### CHALLENGE
Exactly retype the lines from the top of the data through the line containing "const total = items.reduce((sum, it)", leaving out every picture.

### DATA SEGMENT
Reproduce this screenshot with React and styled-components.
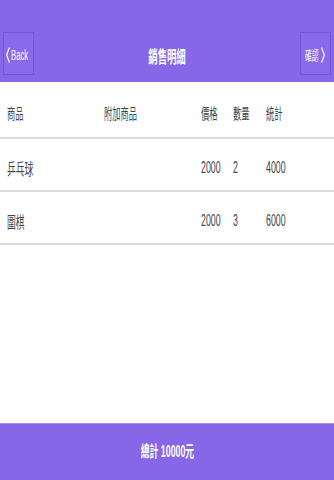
import styled, { createGlobalStyle } from 'styled-components';

const GlobalStyle = createGlobalStyle`
  html, body {
    margin: 0;
    padding: 0;
    background: #ffffff;
  }
  body {
    font-family: "Liberation Sans", "Noto Sans CJK TC", sans-serif;
  }
  #root {
    min-height: 100vh;
  }
`;

const items = [
  { name: '乒乓球', extra: '', price: 2000, qty: 2 },
  { name: '圍棋', extra: '', price: 2000, qty: 3 },
];

export default function App() {
  const total = items.reduce((sum, it) => sum + it.price * it.qty, 0);

  return (
    <>
      <GlobalStyle />
      <Page>
        <Header>
          <NavButton>
            <Chevron viewBox="0 0 4 16">
              <path d="M3.5 0.5 L0.6 8 L3.5 15.5" />
            </Chevron>
            <Squeeze $w={21}>
              <Narrow $size={14}>Back</Narrow>
            </Squeeze>
          </NavButton>
          <Title>
            <Narrow $size={17} $origin="center" $bold>銷售明細</Narrow>
          </Title>
          <NavButton $right>
            <Squeeze $w={14}>
              <Narrow $size={13} $scale={0.52}>確認</Narrow>
            </Squeeze>
            <Chevron viewBox="0 0 4 16">
              <path d="M0.5 0.5 L3.4 8 L0.5 15.5" />
            </Chevron>
          </NavButton>
        </Header>

        <Table>
          <Row $head>
            <Cell><Narrow $size={15}>商品</Narrow></Cell>
            <Cell><Narrow $size={15}>附加商品</Narrow></Cell>
            <Cell><Narrow $size={15}>價格</Narrow></Cell>
            <Cell><Narrow $size={15}>數量</Narrow></Cell>
            <Cell><Narrow $size={15}>統計</Narrow></Cell>
          </Row>
          {items.map((it) => (
            <Row key={it.name}>
              <Cell><Narrow>{it.name}</Narrow></Cell>
              <Cell><Narrow>{it.extra}</Narrow></Cell>
              <Cell><Narrow>{it.price}</Narrow></Cell>
              <Cell><Narrow>{it.qty}</Narrow></Cell>
              <Cell><Narrow>{it.price * it.qty}</Narrow></Cell>
            </Row>
          ))}
        </Table>

        <Footer>
          <Narrow $size={16} $origin="center" $bold>總計 {total}元</Narrow>
        </Footer>
      </Page>
    </>
  );
}

const Page = styled.div`
  display: flex;
  flex-direction: column;
  min-height: 100vh;
`;

const Header = styled.header`
  height: 82px;
  box-sizing: border-box;
  padding: 32px 3px 7px;
  background: #8766e7;
  display: flex;
  align-items: stretch;
  justify-content: space-between;
`;

const NavButton = styled.div`
  width: 31px;
  box-sizing: border-box;
  border: 1px solid #7454d9;
  background: #8a6aea;
  color: #ffffff;
  display: flex;
  align-items: center;
  justify-content: ${(p) => (p.$right ? 'flex-end' : 'flex-start')};
  gap: ${(p) => (p.$right ? '2px' : '1px')};
  padding: 2px ${(p) => (p.$right ? '5px' : '0')} 0 ${(p) => (p.$right ? '0' : '2px')};
`;

const Chevron = styled.svg`
  width: 4px;
  height: 16px;
  flex-shrink: 0;
  fill: none;
  stroke: #ffffff;
  stroke-width: 1.2;
`;

const Squeeze = styled.span`
  display: inline-block;
  width: ${(p) => p.$w}px;
  overflow: visible;
  white-space: nowrap;
`;

const Title = styled.div`
  flex: 1;
  display: flex;
  align-items: center;
  justify-content: center;
  padding-top: 4px;
  color: #ffffff;
`;

const Narrow = styled.span`
  display: inline-block;
  font-size: ${(p) => p.$size || 16}px;
  font-weight: ${(p) => (p.$bold ? 'bold' : 'normal')};
  transform: scaleX(${(p) => p.$scale || 0.55});
  transform-origin: ${(p) => p.$origin || 'left'} center;
  white-space: nowrap;
`;

const Table = styled.div`
  flex: 1;
  display: flex;
  flex-direction: column;
`;

const Row = styled.div`
  display: grid;
  grid-template-columns: 97px 97px 32px 33px 1fr;
  align-items: center;
  height: ${(p) => (p.$head ? '57px' : '53px')};
  box-sizing: border-box;
  padding: 6px 0 0 7px;
  border-bottom: 2px solid #dcdcdc;
  color: #444444;
`;

const Cell = styled.div`
  white-space: nowrap;
  overflow: visible;
`;

const Footer = styled.footer`
  height: 57px;
  box-sizing: border-box;
  background: #8766e7;
  border-top: 1px solid #a88ff0;
  color: #ffffff;
  display: flex;
  align-items: center;
  justify-content: center;
  padding-bottom: 4px;
`;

### CORRECT ANSWER
Reproduce this screenshot with React and styled-components.
import styled, { createGlobalStyle } from 'styled-components';

const GlobalStyle = createGlobalStyle`
  html, body {
    margin: 0;
    padding: 0;
    background: #ffffff;
  }
  body {
    font-family: "Liberation Sans", "Noto Sans CJK TC", sans-serif;
  }
  #root {
    min-height: 100vh;
  }
`;

const items = [
  { name: '乒乓球', extra: '', price: 2000, qty: 2 },
  { name: '圍棋', extra: '', price: 2000, qty: 3 },
];

export default function App() {
  const total = items.reduce((sum, it) => sum + it.price * it.qty, 0);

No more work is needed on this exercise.